それでもこうやってすわっていたら、女の子が一生懸命ドライヤーのコードを伸ばして僕のところへ持ってくるんです。だから「それ、どうすんの?」ってきいたら気がついたらしく、「あらッ、あたし、バカみたいィ」(笑)バカみたいなんじゃなくてバカなんだっての(笑)。
そしたら若い女の子が三人くらいいたんですけど、みんな後ろの方で相談してんの。ひとが聞いてんのを知ってか知らずか、勝手なこといってんですよォ。「どうしましょう、先生」「そうねえ、困ったわねえ」「あッ、そうだッ、先生ッ、うちわッ」(爆笑)こらッ、おれは寿司かッ(笑)、寿司さますんじゃないってんですよねえ、まったく。「そうだッ、先生、いっそローソクで」こらッ、こげるって(笑)。チリチリ燃えたら、わたしの場合、復元は難しいんですから(爆笑)。
しょうがない、僕は「タオルでいいですよ」っていって乾いたタオルを借りてね、自分でコショコショゴシゴシコショコショゴシゴシと拭きまして、一番よくない拭き方なんでそうですが、ウワーッと拭いて、タオルを見た(タオルをじっと見るポーズ、爆笑)、数えられないくらい抜けました。淋しかったさださんです(笑)。フフフフッ、タオル二枚使ったらね、もう完璧に乾いてんの(笑)。こん時は自分でもわびしかったですねえ。だってタオル二本で乾いてしまう髪(笑)。

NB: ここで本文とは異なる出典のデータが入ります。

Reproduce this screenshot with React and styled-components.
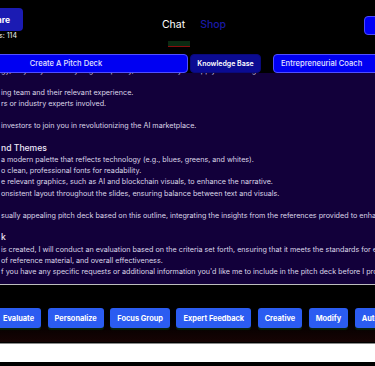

帰りに送って出てくれた、その先生のね、最後の捨てゼリフがきいたね。「すいません、今日はこんなことになって、大変ご迷惑おかけしました。だけどよかったあ、こんな日のお客さんがさださんでェ」(笑)だって。もうッ、ほんとに腹立った、わたしは(笑)。で、フロントに戻った瞬間にパッとつきやがんのッ。人生なんてこんなもんだと思いましたよ。